A Marquee Trio Leads the Way
India’s contingent for the Commonwealth Games 2026 in Glasgow, running July 23 to August 2, carries three of the country’s most recognizable Olympic medallists at its center. Javelin thrower Neeraj Chopra, weightlifter Mirabai Chanu and boxer Lovlina Borgohain headline a squad built around athletes who have already delivered on the sport’s biggest stages, giving India’s push for a strong medal haul a familiar look.
Chopra’s Conditional Selection
Chopra’s place on the 32-member athletics squad comes with a caveat that will keep fans watching closely in the coming days. The reigning Olympic and world champion has been provisionally included, but still needs to hit the Commonwealth Games qualification standard of 82.61m to lock in his spot on the final team. It is a modest bar relative to his personal best, but qualification standards have humbled contenders before, and Chopra’s own program has emphasized a title defense that peaks in Glasgow rather than in the qualifying weeks beforehand. His path echoes the broader strength India’s javelin pipeline has shown of late, following Rohit Yadav's personal-best throw at the Indian Athletics Championships just weeks earlier.
Chanu and Borgohain Return to the Podium Hunt
Mirabai Chanu, a two-time Commonwealth Games champion already, headlines the weightlifting squad as she chases a third title on the Glasgow platform. Lovlina Borgohain returns to lead India’s boxing contingent after narrowly missing the podium at the last edition in Birmingham, a result she will be eager to put right on a stage where India’s boxers have traditionally excelled.

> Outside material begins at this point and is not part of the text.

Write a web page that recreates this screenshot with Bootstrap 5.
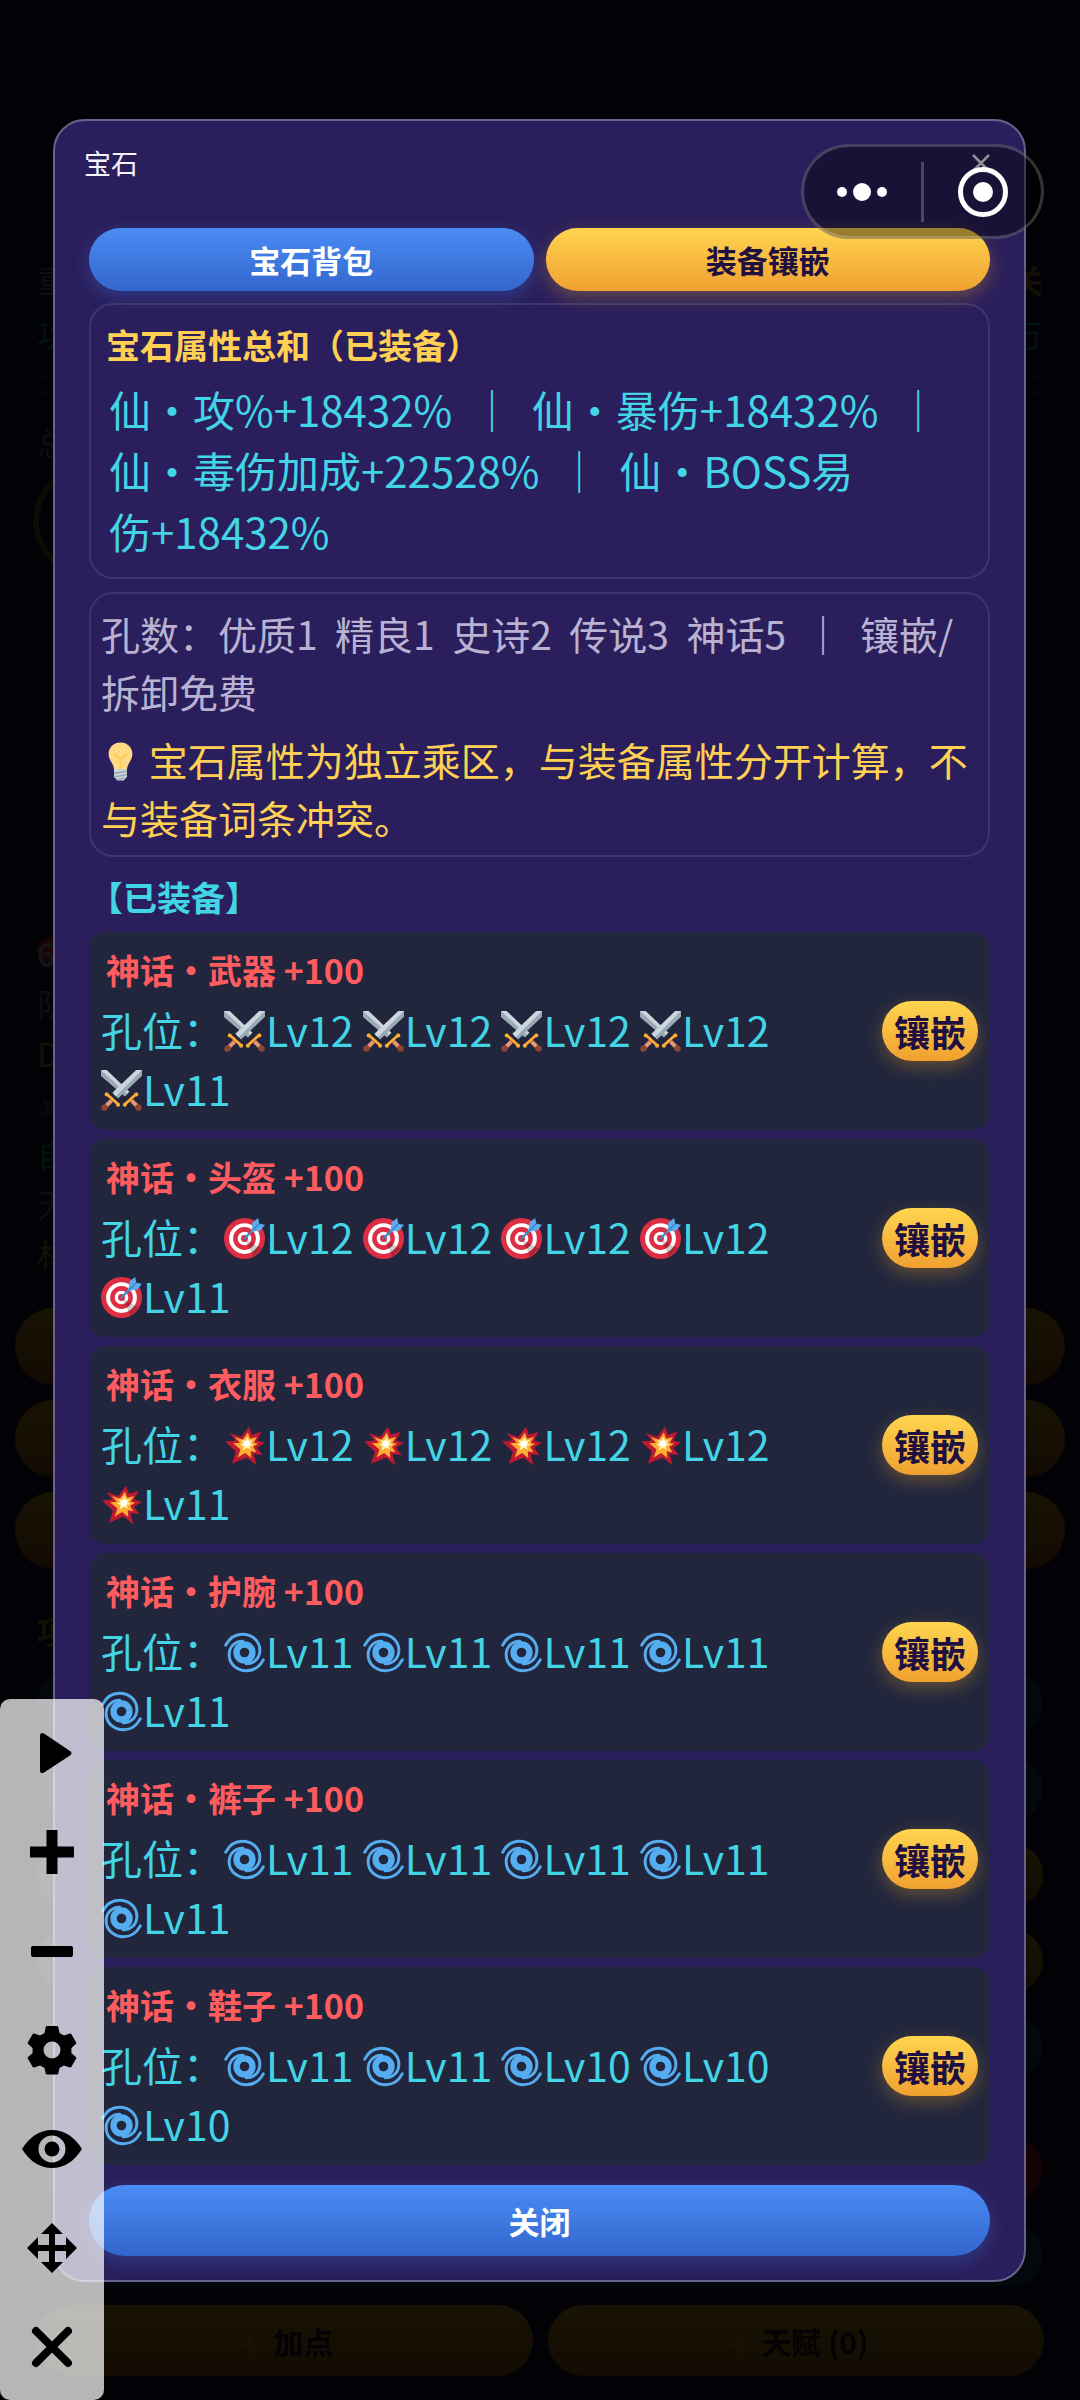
<!DOCTYPE html>
<html lang="zh-CN">
<head>
<meta charset="utf-8">
<meta name="viewport" content="width=device-width, initial-scale=1">
<title>宝石</title>
<link rel="stylesheet" href="https://cdn.jsdelivr.net/npm/bootstrap@5.3.0/dist/css/bootstrap.min.css">
<script src="https://cdn.jsdelivr.net/npm/bootstrap@5.3.0/dist/js/bootstrap.bundle.min.js"></script>
<style>
  body { background: #020206; font-family: "Noto Sans CJK SC", "Noto Sans", sans-serif; overflow-x: hidden; }
  button { font-family: inherit; }

  /* dimmed game screen behind the dialog */
  .game { min-height: 100vh; padding: 250px 15px 0; font-size: 32px; line-height: 54px; color: #0e0e12; }
  .game-panel { border: 2px solid #050509; border-radius: 24px; padding: 0 20px; }
  .panel-stats { height: 128px; }
  .panel-team { height: 901px; margin-top: 14px; padding-top: 22px; line-height: 50px; }
  .avatar { width: 110px; height: 110px; border-radius: 50%; border: 6px solid #0d0b04; margin: 0 0 360px -4px; }
  .rank { color: #141417; }
  .rank::before { content: ""; display: block; width: 40px; height: 28px; margin-bottom: -36px; border-radius: 50%; background: #180404; }
  .panel-stack { gap: 15px; margin-top: 15px; }
  .pill-dim { border: 0; border-radius: 39px; height: 77px; background: linear-gradient(#181304, #130b02); }
  .panel-func { height: 712px; margin-top: 14px; padding: 18px 20px; }
  .panel-func .pill-dim { height: 64px; }
  .func-list { gap: 22px; margin-top: 14px; }
  .pill-teal { background: #03080d; }
  .pill-red { background: #140304; margin-top: 36px; }
  .game-foot { gap: 15px; padding: 0 21px; margin-top: 10px; }
  .game-foot .pill-dim { height: 71px; font-size: 30px; font-weight: 700; color: #030204; }
  .game-foot svg { width: 28px; height: 28px; margin-right: 10px; fill: #1a1305; }
  .dim-gold { color: #151005; } .dim-teal { color: #03110f; } .dim-green { color: #03120a; }

  /* dialog */
  .overlay { padding: 119px 54px 0 53px; }
  .gem-dialog { background: #2a1f5c; border: 2px solid #6a628c; border-radius: 32px; padding: 0 34px 24px; }
  .gem-head { height: 107px; margin: 0 -5px; padding-top: 20px; }
  .gem-title { font-size: 27px; line-height: 44px; color: #f4f2fa; font-weight: 400; }
  .gem-x { border: 0; background: none; padding: 0; width: 24px; height: 44px; margin-right: 2px; }
  .gem-x svg { display: block; width: 18px; height: 18px; margin: auto; }
  .pill { border: 0; border-radius: 36px; font-size: 31px; font-weight: 700; line-height: 63px; padding: 0; }
  .pill-blue { color: #fff; background: linear-gradient(#4a8cf5, #3366cc); box-shadow: 0 6px 18px rgba(64,128,240,.28); }
  .pill-gold { color: #1e1040; background: linear-gradient(#ffd54f, #f0a030); box-shadow: 0 6px 18px rgba(255,176,40,.3); }
  .pill-sm { width: 96px; font-size: 36px; line-height: 60px; flex: none; }
  .pill-close { line-height: 71px; margin-top: 20px; }
  .gem-tabs { gap: 12px; }
  .info-box { border: 2px solid rgba(255,255,255,.1); border-radius: 24px; }
  .sum-box { margin-top: 12px; padding: 14px 18px 16px; }
  .sum-title { font-size: 34px; line-height: 52px; font-weight: 700; color: #ffd054; margin: 0 -3px; }
  .sum-text { font-size: 42px; line-height: 61px; color: #43d4e6; margin: 7px 0 0; }
  .rule-box { margin-top: 13px; padding: 10px 10px 9px; font-size: 39px; line-height: 58px; }
  .rule-text { color: #b9b2d2; margin: 0 0 10px; }
  .tip-text { color: #ffd054; margin: 0; }
  .list-head { font-size: 34px; line-height: 71px; font-weight: 700; color: #43d4e6; margin: 0; padding-top: 4px; }
  .gear-list { gap: 9px; }
  .gear-row { min-height: 198px; background: #21263d; border-radius: 16px; padding: 12px; }
  .gear-name { font-size: 34px; line-height: 52px; font-weight: 700; color: #ff5c5f; margin: 0 5px; }
  .gear-slots { font-size: 41px; line-height: 59px; color: #43d4e6; margin: 4px 0 0; max-width: 700px; }
  .slot { white-space: nowrap; }
  .emo { width: 1em; height: 1em; vertical-align: -5px; display: inline-block; }
  .slot .emo { margin-right: 1px; }

  /* floating controls */
  .capsule { position: absolute; top: 144px; right: 36px; width: 243px; height: 95px; border: 3px solid rgba(255,255,255,.2); border-radius: 48px; background: rgba(0,0,0,.4); }
  .capsule button { border: 0; background: none; padding: 0; flex: 1; height: 89px; }
  .capsule svg { display: block; margin: auto; }
  .capsule-line { width: 3px; height: 60px; background: rgba(255,255,255,.22); }
  .tool-bar { position: absolute; left: 0; top: 1699px; width: 104px; padding: 4px 0; border-radius: 10px; background: rgba(252,252,252,.72); }
  .tool-bar button { border: 0; background: none; padding: 0; height: 99px; }
  .tool-bar svg { display: block; margin: auto; width: 64px; height: 64px; }
</style>
</head>
<body class="position-relative">

<svg class="d-none" aria-hidden="true">
  <symbol id="e-sword" viewBox="0 0 36 36">
    <path fill="#ccd6dd" d="M0 0h5l20 19-4 4L0 5z"/><path fill="#99aab5" d="M0 0l23 21-2 2L0 5z"/>
    <path fill="#99aab5" d="M36 0v5L15 25l-4-4L31 0z"/><path fill="#ccd6dd" d="M36 0L13 23l-3-3L31 0z"/>
    <path stroke="#a0563f" stroke-width="4" d="M10 26l-7 7M26 26l7 7"/>
    <path stroke="#e29b7d" stroke-width="3" d="M9 27l-4 4M27 27l4 4"/>
    <circle cx="3" cy="33" r="2.8" fill="#8a4633"/><circle cx="33" cy="33" r="2.8" fill="#8a4633"/>
    <path stroke="#ffac33" stroke-width="2.4" stroke-linecap="round" d="M5 21l10 9M31 21l-10 9"/>
    <g fill="#ffac33"><circle cx="5" cy="21.5" r="1.8"/><circle cx="15" cy="30.5" r="1.8"/><circle cx="31" cy="21.5" r="1.8"/><circle cx="21" cy="30.5" r="1.8"/></g>
  </symbol>
  <symbol id="e-target" viewBox="0 0 36 36">
    <circle cx="18" cy="18" r="18" fill="#dd2e44"/><circle cx="18" cy="18" r="13.5" fill="#fff"/><circle cx="18" cy="18" r="10" fill="#dd2e44"/><circle cx="18" cy="18" r="6" fill="#fff"/><circle cx="18" cy="18" r="3" fill="#dd2e44"/>
    <path fill="#000" opacity=".2" d="M18.200 18.300L33 27l-7 7z"/>
    <path stroke="#4289c1" stroke-width="2" stroke-linecap="round" d="M18 18L30 6"/>
    <path fill="#5dadec" d="M24 11l1-7 5-4 1 5 5 1-4 5-7 1z"/><path stroke="#3b88c3" stroke-width="1.400" d="M25 11l6-6"/>
  </symbol>
  <symbol id="e-burst" viewBox="0 0 36 36">
    <path fill="#be1931" d="M5 7l10 3.500L22 1.500l2.500 7 8.500-2.500-4 7.500 7 2-7 4.500 5 6.500-8-1 2.500 10-8.500-7L7 34l3.500-10.500L1 14.500l9-1z"/>
    <path fill="#ffac33" d="M9.500 10.500l7 2.500L21 6.500l2 5.500 6-1.500-3 5 4 1-4.500 2.500 3 5-5-1 .5 6-5.500-4.500-6.500 4 2.500-7L8 16l6-.5z"/>
    <path fill="#fff0a8" d="M15 12.500l3.500 1.500L20.500 10l1.500 3.500 3-.5-1.500 3 2.500 1.500-3.500 1 1 3-3.500-1.500-3.500 2.500.5-4-3-1.500 3-1z"/><circle cx="20" cy="16.500" r="2.600" fill="#fff"/>
  </symbol>
  <symbol id="e-swirl" viewBox="0 0 36 36">
    <g fill="none" stroke="#55acee" stroke-linecap="round">
      <circle cx="18" cy="18" r="7" stroke-width="5.600"/>
      <path stroke-width="2.600" d="M1.500 11.500C5 5 10 2 16 2c9 0 15.500 6 15.500 14 0 7-5 12-12 12"/>
      <path stroke-width="2.600" d="M34.500 24.500C31 31 26 34 20 34 11 34 4.500 28 4.500 20c0-7 5-12 12-12"/>
    </g>
  </symbol>
  <symbol id="e-bulb" viewBox="0 0 36 36">
    <path fill="#ffd983" d="M29 11.100C29 5 24.300.5 18 .5S7 5 7 11.100c0 5.900 4.800 8.500 5 14.400h12c.2-5.900 5-8.500 5-14.400z"/>
    <path fill="none" stroke="#ffcc4d" stroke-width="1.800" stroke-linecap="round" d="M12.500 11l5.500 5 5.500-5M18 16v9"/>
    <path fill="#ccd6dd" d="M12 25h12v7l-3 3.500h-6L12 32z"/><path stroke="#99aab5" stroke-width="1.600" d="M12 29l12-2M12 32.500l12-2.500M15 35l7-2"/>
  </symbol>
  <symbol id="e-spark" viewBox="0 0 36 36"><path d="M20 4l4 11 10 4-10 4-4 11-4-11-10-4 10-4zM6 2l2 5 5 2-5 2-2 5-2-5-4-2 4-2z"/></symbol>
</svg>

<main class="game" aria-hidden="true">
  <section class="game-panel panel-stats">
    <div class="d-flex justify-content-between"><span>重</span><span class="dim-gold fw-bold">关</span></div>
    <div class="d-flex justify-content-between dim-teal"><span>功</span><span>万</span></div>
  </section>
  <section class="game-panel panel-team">
    <div>总</div>
    <div class="avatar"></div>
    <div class="rank fw-bold">6</div>
    <div>队</div>
    <div class="dim-gold">D</div>
    <div>☠</div>
    <div class="dim-green">自</div>
    <div>无</div>
    <div class="dim-gold">材</div>
  </section>
  <div class="panel-stack d-grid">
    <div class="pill-dim"></div><div class="pill-dim"></div><div class="pill-dim"></div>
  </div>
  <section class="game-panel panel-func">
    <div class="dim-gold fw-bold">项</div>
    <div class="func-list d-grid">
      <div class="pill-dim pill-teal"></div><div class="pill-dim pill-teal"></div><div class="pill-dim"></div><div class="pill-dim"></div><div class="pill-dim pill-teal"></div><div class="pill-dim pill-red"></div><div class="pill-dim pill-teal"></div>
    </div>
  </section>
  <div class="game-foot d-flex">
    <button class="pill-dim flex-fill w-50" type="button" tabindex="-1"><svg><use href="#e-spark"/></svg>加点</button>
    <button class="pill-dim flex-fill w-50" type="button" tabindex="-1"><svg><use href="#e-spark"/></svg>天赋 (0)</button>
  </div>
</main>

<div class="overlay position-absolute top-0 start-0 w-100">
  <section class="gem-dialog" role="dialog" aria-labelledby="gem-title">
    <header class="gem-head d-flex justify-content-between align-items-start">
      <h1 class="gem-title m-0" id="gem-title">宝石</h1>
      <button class="gem-x" type="button" aria-label="关闭"><svg viewBox="0 0 18 18" stroke="#f0eef8" stroke-width="2.500"><path d="M1 1l16 16M17 1L1 17"/></svg></button>
    </header>
    <div class="gem-tabs d-flex">
      <button class="pill pill-blue w-50" type="button">宝石背包</button>
      <button class="pill pill-gold w-50" type="button">装备镶嵌</button>
    </div>

    <div class="info-box sum-box">
      <h2 class="sum-title">宝石属性总和（已装备）</h2>
      <p class="sum-text">仙・攻%+18432%&nbsp; ｜ &nbsp;仙・暴伤+18432%&nbsp; ｜ &nbsp;<br>仙・毒伤加成+22528%&nbsp; ｜ &nbsp;仙・BOSS易<br>伤+18432%</p>
    </div>

    <div class="info-box rule-box">
      <p class="rule-text">孔数：优质1&nbsp; 精良1&nbsp; 史诗2&nbsp; 传说3&nbsp; 神话5&nbsp; ｜ &nbsp;镶嵌/<br>拆卸免费</p>
      <p class="tip-text"><svg class="emo" role="img" aria-label="提示"><use href="#e-bulb"/></svg> 宝石属性为独立乘区，与装备属性分开计算，不与装备词条冲突。</p>
    </div>

    <h2 class="list-head">【已装备】</h2>
    <div class="gear-list d-flex flex-column" id="gear"></div>
    <button class="pill pill-blue pill-close w-100" type="button" id="close">关闭</button>
  </section>
</div>

<div class="capsule d-flex align-items-center">
  <button type="button" aria-label="更多"><svg width="54" height="20" viewBox="0 0 54 20" fill="#fff"><circle cx="6" cy="10" r="5"/><circle cx="26" cy="10" r="9"/><circle cx="46" cy="10" r="5"/></svg></button>
  <span class="capsule-line"></span>
  <button type="button" aria-label="退出"><svg width="50" height="50" viewBox="0 0 50 50"><circle cx="25" cy="25" r="22.500" fill="none" stroke="#fff" stroke-width="5"/><circle cx="25" cy="25" r="10" fill="#fff"/></svg></button>
</div>

<nav class="tool-bar d-flex flex-column" aria-label="工具">
  <button type="button" aria-label="播放"><svg viewBox="0 0 64 64"><path d="M24 12.500L50 30q3 2 0 4.500L24 51.500q-4 2-4-2.500V15q0-4.500 4-2.500z"/></svg></button>
  <button type="button" aria-label="增加"><svg viewBox="0 0 64 64" stroke="#000" stroke-width="11" stroke-linecap="butt"><path d="M10 32h44M32 10v44"/></svg></button>
  <button type="button" aria-label="减少"><svg viewBox="0 0 64 64"><rect x="11" y="27" width="42" height="11" rx="2"/></svg></button>
  <button type="button" aria-label="设置"><svg viewBox="0 0 64 64"><path fill-rule="evenodd" d="M27 8h10q1 0 1.300 1l1.200 6 4.500 2.600 5.800-2q1-.4 1.600.6l4.800 8.200q.5 1-.3 1.700L51.400 30v5l4.500 4q.8.7.3 1.600l-4.800 8.200q-.6 1-1.600.6l-5.800-2-4.500 2.600-1.200 5.600q-.3 1-1.300 1H27q-1 0-1.300-1L24.500 50 20 47.400l-5.800 2q-1 .4-1.600-.6l-4.800-8.200q-.5-.9.3-1.600l4.500-4v-5l-4.500-3.900q-.8-.7-.3-1.700l4.800-8.200q.6-1 1.600-.6l5.800 2 4.500-2.600 1.200-6Q26 8 27 8zm5 15.500a8.500 8.500 0 100 17 8.500 8.500 0 000-17z"/></svg></button>
  <button type="button" aria-label="显示"><svg viewBox="0 0 64 64"><path fill-rule="evenodd" d="M2 32Q14 13 32 13t30 19Q50 51 32 51T2 32zm30-13.500a13.500 13.500 0 100 27 13.500 13.500 0 000-27z"/><circle cx="32" cy="32" r="7.500"/></svg></button>
  <button type="button" aria-label="移动"><svg viewBox="0 0 64 64"><path d="M32 7l11 11h-8v11h11v-8l11 11-11 11v-8H35v11h8L32 57 21 46h8V35H18v8L7 32l11-11v8h11V18h-8z"/></svg></button>
  <button type="button" aria-label="关闭工具"><svg viewBox="0 0 64 64" stroke="#000" stroke-width="8" stroke-linecap="round"><path d="M16 16l32 32M48 16L16 48"/></svg></button>
</nav>

<script>
  const gear = [
    ["武器", "sword", [12, 12, 12, 12, 11]],
    ["头盔", "target", [12, 12, 12, 12, 11]],
    ["衣服", "burst", [12, 12, 12, 12, 11]],
    ["护腕", "swirl", [11, 11, 11, 11, 11]],
    ["裤子", "swirl", [11, 11, 11, 11, 11]],
    ["鞋子", "swirl", [11, 11, 10, 10, 10]]
  ];
  document.getElementById("gear").innerHTML = gear.map(([part, icon, levels]) => `
    <article class="gear-row d-flex align-items-center justify-content-between">
      <div>
        <h3 class="gear-name">神话・${part} +100</h3>
        <p class="gear-slots">孔位：${levels.map(n => `<span class="slot"><svg class="emo" aria-hidden="true"><use href="#e-${icon}"/></svg>Lv${n}</span>`).join(" ")}</p>
      </div>
      <button class="pill pill-gold pill-sm" type="button">镶嵌</button>
    </article>`).join("");
</script>
</body>
</html>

A Leaner Games, A Sharper Focus
This edition of the Commonwealth Games looks different from recent ones by design. Glasgow 2026 will feature just 10 sports, nine fewer than Birmingham 2022, with all competition compressed into four venues across an eight-mile corridor: athletics, swimming, 3×3 basketball, track cycling, weightlifting, lawn bowls, artistic gymnastics, netball, boxing and judo. For India, a leaner program means fewer opportunities to pad a medal count across niche events, putting extra weight on marquee performers like Chopra, Chanu and Borgohain to deliver in the sports where the country has built its deepest strength.
The Road to Glasgow
With qualification windows still open in several disciplines, India’s final squad numbers may shift before the Games begin. What is already clear is the shape of the campaign: proven medallists carrying the flag in a trimmed-down, high-intensity Games, with India’s broader depth in athletics and combat sports facing its sternest recent test outside an Olympic year.